A working bay town on the Ise-Shima coast where cultured pearls were first coaxed into being and where women still dive for shellfish the old way, without tanks. We came for the aquarium and stayed for the quiet drama of the sea. It smells of salt and diesel and grilled scallops.
We arrived in Toba on a grey morning that made the bay look like brushed pewter, the wooded islets sitting on the water like stepping stones for something enormous. Lia had wanted to come here since she’d read, years earlier, about the ama — the free-diving women of this coast who go down without air, holding their breath for shellfish and seaweed, a tradition older than anyone can properly date. We didn’t have a plan beyond that. We walked out of the station toward the harbour, past a man hosing down the deck of a fishing boat, and I remember thinking that this was one of those places that hadn’t rearranged itself for visitors. It just carried on, and let us watch.

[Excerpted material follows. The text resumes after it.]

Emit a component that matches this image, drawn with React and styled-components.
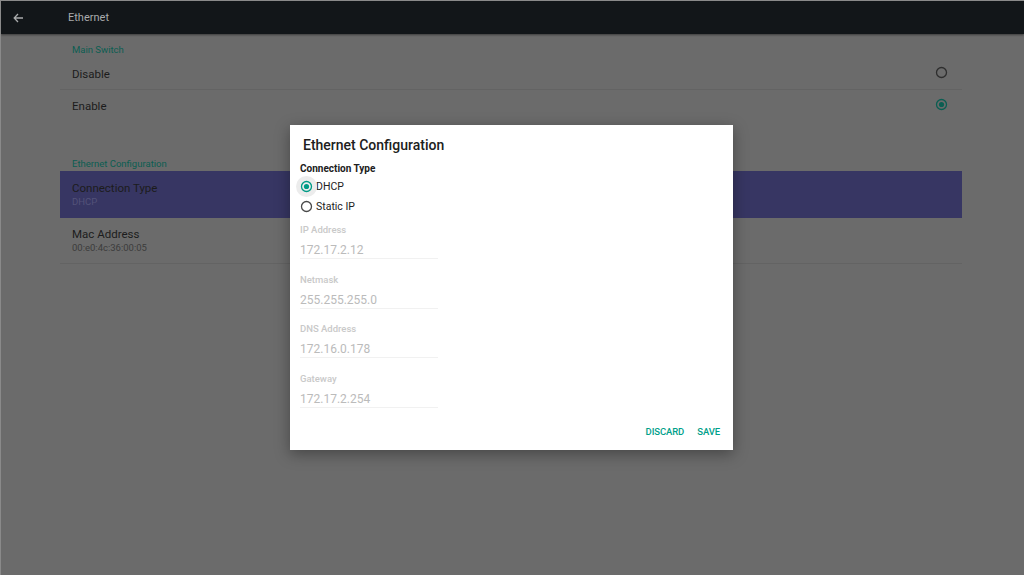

The Island Where Pearls Began
Mikimoto Pearl Island sits just off the waterfront, joined to the town by a short bridge, and it’s where Kokichi Mikimoto succeeded in culturing the world’s first pearl in 1893 — a genuine hinge-point in history that happened right here in this unremarkable-looking bay. The museum walks you through how a grain of irritation becomes something people cross oceans for, and it’s more moving than I expected, all that patience and failure behind the shine. But the real reason to come is the ama demonstration. Women in traditional white diving costume push off from the rocks and go under in the cold water, surfacing with that long, mournful whistle — the isobue — they use to catch their breath. Lia went very quiet watching it, and so did I.

The Aquarium and the Bay
Toba Aquarium is one of the largest in Japan and, refreshingly, unpretentious about it — a rambling place where we spent far longer than we meant to. It’s the only aquarium in the country that keeps a dugong, that strange gentle sea-cow, and watching it drift past the glass felt like meeting a creature from a slower world. There are otters, finless porpoises native to these waters, and a walk-through that loosely follows the local marine environment. Afterwards we bought grilled scallops and a paper cup of something hot from a stall near the water and ate standing up, watching the ferries come and go. The bay itself is the real exhibit: those islets, the pearl rafts sitting in neat lines, the working boats threading between them.

Out Among the Islets
In the afternoon we took a bay cruise, one of the small boats that loops among the wooded islands of Toba Bay, and it’s the best way to understand the geography of the place — how sheltered it is, how the pearl farms make use of the calm water between the islets. Gulls followed us for the bread the deckhand sold in little bags. We passed rafts hung with baskets of oysters, each one holding its slow secret, and I thought about how much of what makes this coast famous happens underwater, out of sight, on the say-so of women and shellfish. Back on shore we walked the harbour road as the grey lifted, ate a bowl of local seafood at a counter run by an elderly couple, and felt the particular contentment of a day spent beside a working sea.
Getting There
Toba is on the Kintetsu and JR lines, and the easiest approach is the Kintetsu limited express from Osaka (around two hours) or Nagoya (about an hour and forty), usually changing or continuing from Ise. Toba station puts you a few minutes’ walk from both Mikimoto Pearl Island and the aquarium, which sit almost side by side on the waterfront. Bay cruises leave from the harbour nearby. It pairs naturally with Ise and its grand shrine — most people do the two together — and if you can, stay a night to catch the bay in the early light, when the islets float and the boats are just heading out.